Data segment =
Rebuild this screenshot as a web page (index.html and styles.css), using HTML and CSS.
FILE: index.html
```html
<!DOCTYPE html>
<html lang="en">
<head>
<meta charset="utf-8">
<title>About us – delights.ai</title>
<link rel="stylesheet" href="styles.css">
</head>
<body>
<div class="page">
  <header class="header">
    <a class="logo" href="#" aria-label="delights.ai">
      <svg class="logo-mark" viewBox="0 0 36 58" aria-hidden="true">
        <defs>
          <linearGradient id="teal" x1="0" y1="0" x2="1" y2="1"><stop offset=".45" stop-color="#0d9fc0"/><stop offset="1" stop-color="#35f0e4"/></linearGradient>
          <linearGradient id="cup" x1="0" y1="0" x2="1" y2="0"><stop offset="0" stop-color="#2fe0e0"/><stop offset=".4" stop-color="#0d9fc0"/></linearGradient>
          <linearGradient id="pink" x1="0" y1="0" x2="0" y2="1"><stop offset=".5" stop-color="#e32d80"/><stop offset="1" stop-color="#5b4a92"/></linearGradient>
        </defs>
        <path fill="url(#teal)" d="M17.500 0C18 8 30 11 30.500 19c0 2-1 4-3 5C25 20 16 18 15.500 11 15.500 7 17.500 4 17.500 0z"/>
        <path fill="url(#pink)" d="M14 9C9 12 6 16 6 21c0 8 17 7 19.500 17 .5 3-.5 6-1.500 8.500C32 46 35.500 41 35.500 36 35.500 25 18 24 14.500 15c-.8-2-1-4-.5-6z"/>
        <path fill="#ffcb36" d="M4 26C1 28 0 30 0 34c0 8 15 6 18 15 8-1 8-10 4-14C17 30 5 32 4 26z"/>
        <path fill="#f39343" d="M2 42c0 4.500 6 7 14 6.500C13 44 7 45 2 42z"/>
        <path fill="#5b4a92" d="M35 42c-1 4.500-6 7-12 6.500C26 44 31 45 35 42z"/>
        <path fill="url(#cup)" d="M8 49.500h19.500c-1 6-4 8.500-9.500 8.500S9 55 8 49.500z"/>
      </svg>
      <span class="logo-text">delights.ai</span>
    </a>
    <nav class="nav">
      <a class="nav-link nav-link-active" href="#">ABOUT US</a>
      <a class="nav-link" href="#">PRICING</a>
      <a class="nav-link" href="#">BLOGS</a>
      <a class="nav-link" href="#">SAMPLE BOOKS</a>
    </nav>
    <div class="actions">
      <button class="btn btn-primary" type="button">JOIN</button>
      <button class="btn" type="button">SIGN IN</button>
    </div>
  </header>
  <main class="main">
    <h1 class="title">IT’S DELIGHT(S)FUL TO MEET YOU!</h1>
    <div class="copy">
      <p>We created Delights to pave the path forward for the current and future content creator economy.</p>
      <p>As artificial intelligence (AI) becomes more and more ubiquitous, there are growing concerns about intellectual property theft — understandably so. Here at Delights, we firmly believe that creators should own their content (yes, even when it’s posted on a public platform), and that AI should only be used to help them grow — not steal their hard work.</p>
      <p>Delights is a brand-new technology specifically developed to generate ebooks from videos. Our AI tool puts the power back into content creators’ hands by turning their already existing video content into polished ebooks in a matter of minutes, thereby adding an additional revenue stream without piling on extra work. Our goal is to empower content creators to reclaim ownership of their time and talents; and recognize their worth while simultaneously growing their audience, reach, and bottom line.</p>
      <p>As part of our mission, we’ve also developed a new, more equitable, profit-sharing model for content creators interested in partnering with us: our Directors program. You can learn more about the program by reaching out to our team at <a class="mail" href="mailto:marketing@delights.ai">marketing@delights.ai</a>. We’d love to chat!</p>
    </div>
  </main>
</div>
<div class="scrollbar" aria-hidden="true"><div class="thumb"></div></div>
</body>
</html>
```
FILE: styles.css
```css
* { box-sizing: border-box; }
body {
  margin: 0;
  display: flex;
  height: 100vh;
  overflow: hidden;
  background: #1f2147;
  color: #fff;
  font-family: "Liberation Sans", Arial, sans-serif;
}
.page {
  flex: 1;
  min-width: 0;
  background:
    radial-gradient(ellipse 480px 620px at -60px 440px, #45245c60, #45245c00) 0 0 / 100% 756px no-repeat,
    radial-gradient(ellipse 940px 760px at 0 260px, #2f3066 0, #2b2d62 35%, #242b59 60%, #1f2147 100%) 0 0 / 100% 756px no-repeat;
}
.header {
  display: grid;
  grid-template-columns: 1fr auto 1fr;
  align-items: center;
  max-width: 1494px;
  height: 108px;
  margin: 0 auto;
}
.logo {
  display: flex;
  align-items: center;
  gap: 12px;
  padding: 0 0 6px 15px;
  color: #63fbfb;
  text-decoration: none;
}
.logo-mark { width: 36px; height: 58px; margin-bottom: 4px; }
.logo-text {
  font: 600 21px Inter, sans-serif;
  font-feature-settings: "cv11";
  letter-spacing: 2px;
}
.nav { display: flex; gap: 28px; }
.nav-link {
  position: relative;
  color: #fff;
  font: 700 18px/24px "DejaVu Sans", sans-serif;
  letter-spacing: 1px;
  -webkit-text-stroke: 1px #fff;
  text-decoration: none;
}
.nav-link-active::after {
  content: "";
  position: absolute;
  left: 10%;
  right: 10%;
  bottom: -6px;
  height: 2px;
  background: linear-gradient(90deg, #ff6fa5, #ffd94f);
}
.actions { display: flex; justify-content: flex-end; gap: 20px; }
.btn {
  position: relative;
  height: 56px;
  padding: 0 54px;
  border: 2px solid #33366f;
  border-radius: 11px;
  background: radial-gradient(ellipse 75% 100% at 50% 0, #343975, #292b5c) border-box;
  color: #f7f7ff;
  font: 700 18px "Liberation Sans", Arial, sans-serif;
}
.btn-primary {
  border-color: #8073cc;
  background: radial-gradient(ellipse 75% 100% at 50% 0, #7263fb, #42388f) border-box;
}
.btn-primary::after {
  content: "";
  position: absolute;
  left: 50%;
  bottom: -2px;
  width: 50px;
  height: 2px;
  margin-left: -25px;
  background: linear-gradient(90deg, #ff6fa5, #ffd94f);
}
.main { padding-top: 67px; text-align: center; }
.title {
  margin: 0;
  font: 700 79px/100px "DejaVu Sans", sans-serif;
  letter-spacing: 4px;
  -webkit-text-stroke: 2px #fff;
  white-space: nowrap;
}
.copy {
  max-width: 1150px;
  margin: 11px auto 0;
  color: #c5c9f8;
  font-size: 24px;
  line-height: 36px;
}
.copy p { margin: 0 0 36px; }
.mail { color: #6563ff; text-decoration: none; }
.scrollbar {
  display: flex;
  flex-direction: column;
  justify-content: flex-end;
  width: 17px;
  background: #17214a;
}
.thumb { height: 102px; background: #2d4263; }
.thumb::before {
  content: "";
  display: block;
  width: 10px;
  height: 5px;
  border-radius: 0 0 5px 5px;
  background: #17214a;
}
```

Exercise description = Nothing should be changed: write out all of the data as is.

The output =
Rebuild this screenshot as a web page (index.html and styles.css), using HTML and CSS.
FILE: index.html
```html
<!DOCTYPE html>
<html lang="en">
<head>
<meta charset="utf-8">
<title>About us – delights.ai</title>
<link rel="stylesheet" href="styles.css">
</head>
<body>
<div class="page">
  <header class="header">
    <a class="logo" href="#" aria-label="delights.ai">
      <svg class="logo-mark" viewBox="0 0 36 58" aria-hidden="true">
        <defs>
          <linearGradient id="teal" x1="0" y1="0" x2="1" y2="1"><stop offset=".45" stop-color="#0d9fc0"/><stop offset="1" stop-color="#35f0e4"/></linearGradient>
          <linearGradient id="cup" x1="0" y1="0" x2="1" y2="0"><stop offset="0" stop-color="#2fe0e0"/><stop offset=".4" stop-color="#0d9fc0"/></linearGradient>
          <linearGradient id="pink" x1="0" y1="0" x2="0" y2="1"><stop offset=".5" stop-color="#e32d80"/><stop offset="1" stop-color="#5b4a92"/></linearGradient>
        </defs>
        <path fill="url(#teal)" d="M17.500 0C18 8 30 11 30.500 19c0 2-1 4-3 5C25 20 16 18 15.500 11 15.500 7 17.500 4 17.500 0z"/>
        <path fill="url(#pink)" d="M14 9C9 12 6 16 6 21c0 8 17 7 19.500 17 .5 3-.5 6-1.500 8.500C32 46 35.500 41 35.500 36 35.500 25 18 24 14.500 15c-.8-2-1-4-.5-6z"/>
        <path fill="#ffcb36" d="M4 26C1 28 0 30 0 34c0 8 15 6 18 15 8-1 8-10 4-14C17 30 5 32 4 26z"/>
        <path fill="#f39343" d="M2 42c0 4.500 6 7 14 6.500C13 44 7 45 2 42z"/>
        <path fill="#5b4a92" d="M35 42c-1 4.500-6 7-12 6.500C26 44 31 45 35 42z"/>
        <path fill="url(#cup)" d="M8 49.500h19.500c-1 6-4 8.500-9.500 8.500S9 55 8 49.500z"/>
      </svg>
      <span class="logo-text">delights.ai</span>
    </a>
    <nav class="nav">
      <a class="nav-link nav-link-active" href="#">ABOUT US</a>
      <a class="nav-link" href="#">PRICING</a>
      <a class="nav-link" href="#">BLOGS</a>
      <a class="nav-link" href="#">SAMPLE BOOKS</a>
    </nav>
    <div class="actions">
      <button class="btn btn-primary" type="button">JOIN</button>
      <button class="btn" type="button">SIGN IN</button>
    </div>
  </header>
  <main class="main">
    <h1 class="title">IT’S DELIGHT(S)FUL TO MEET YOU!</h1>
    <div class="copy">
      <p>We created Delights to pave the path forward for the current and future content creator economy.</p>
      <p>As artificial intelligence (AI) becomes more and more ubiquitous, there are growing concerns about intellectual property theft — understandably so. Here at Delights, we firmly believe that creators should own their content (yes, even when it’s posted on a public platform), and that AI should only be used to help them grow — not steal their hard work.</p>
      <p>Delights is a brand-new technology specifically developed to generate ebooks from videos. Our AI tool puts the power back into content creators’ hands by turning their already existing video content into polished ebooks in a matter of minutes, thereby adding an additional revenue stream without piling on extra work. Our goal is to empower content creators to reclaim ownership of their time and talents; and recognize their worth while simultaneously growing their audience, reach, and bottom line.</p>
      <p>As part of our mission, we’ve also developed a new, more equitable, profit-sharing model for content creators interested in partnering with us: our Directors program. You can learn more about the program by reaching out to our team at <a class="mail" href="mailto:marketing@delights.ai">marketing@delights.ai</a>. We’d love to chat!</p>
    </div>
  </main>
</div>
<div class="scrollbar" aria-hidden="true"><div class="thumb"></div></div>
</body>
</html>
```
FILE: styles.css
```css
* { box-sizing: border-box; }
body {
  margin: 0;
  display: flex;
  height: 100vh;
  overflow: hidden;
  background: #1f2147;
  color: #fff;
  font-family: "Liberation Sans", Arial, sans-serif;
}
.page {
  flex: 1;
  min-width: 0;
  background:
    radial-gradient(ellipse 480px 620px at -60px 440px, #45245c60, #45245c00) 0 0 / 100% 756px no-repeat,
    radial-gradient(ellipse 940px 760px at 0 260px, #2f3066 0, #2b2d62 35%, #242b59 60%, #1f2147 100%) 0 0 / 100% 756px no-repeat;
}
.header {
  display: grid;
  grid-template-columns: 1fr auto 1fr;
  align-items: center;
  max-width: 1494px;
  height: 108px;
  margin: 0 auto;
}
.logo {
  display: flex;
  align-items: center;
  gap: 12px;
  padding: 0 0 6px 15px;
  color: #63fbfb;
  text-decoration: none;
}
.logo-mark { width: 36px; height: 58px; margin-bottom: 4px; }
.logo-text {
  font: 600 21px Inter, sans-serif;
  font-feature-settings: "cv11";
  letter-spacing: 2px;
}
.nav { display: flex; gap: 28px; }
.nav-link {
  position: relative;
  color: #fff;
  font: 700 18px/24px "DejaVu Sans", sans-serif;
  letter-spacing: 1px;
  -webkit-text-stroke: 1px #fff;
  text-decoration: none;
}
.nav-link-active::after {
  content: "";
  position: absolute;
  left: 10%;
  right: 10%;
  bottom: -6px;
  height: 2px;
  background: linear-gradient(90deg, #ff6fa5, #ffd94f);
}
.actions { display: flex; justify-content: flex-end; gap: 20px; }
.btn {
  position: relative;
  height: 56px;
  padding: 0 54px;
  border: 2px solid #33366f;
  border-radius: 11px;
  background: radial-gradient(ellipse 75% 100% at 50% 0, #343975, #292b5c) border-box;
  color: #f7f7ff;
  font: 700 18px "Liberation Sans", Arial, sans-serif;
}
.btn-primary {
  border-color: #8073cc;
  background: radial-gradient(ellipse 75% 100% at 50% 0, #7263fb, #42388f) border-box;
}
.btn-primary::after {
  content: "";
  position: absolute;
  left: 50%;
  bottom: -2px;
  width: 50px;
  height: 2px;
  margin-left: -25px;
  background: linear-gradient(90deg, #ff6fa5, #ffd94f);
}
.main { padding-top: 67px; text-align: center; }
.title {
  margin: 0;
  font: 700 79px/100px "DejaVu Sans", sans-serif;
  letter-spacing: 4px;
  -webkit-text-stroke: 2px #fff;
  white-space: nowrap;
}
.copy {
  max-width: 1150px;
  margin: 11px auto 0;
  color: #c5c9f8;
  font-size: 24px;
  line-height: 36px;
}
.copy p { margin: 0 0 36px; }
.mail { color: #6563ff; text-decoration: none; }
.scrollbar {
  display: flex;
  flex-direction: column;
  justify-content: flex-end;
  width: 17px;
  background: #17214a;
}
.thumb { height: 102px; background: #2d4263; }
.thumb::before {
  content: "";
  display: block;
  width: 10px;
  height: 5px;
  border-radius: 0 0 5px 5px;
  background: #17214a;
}
```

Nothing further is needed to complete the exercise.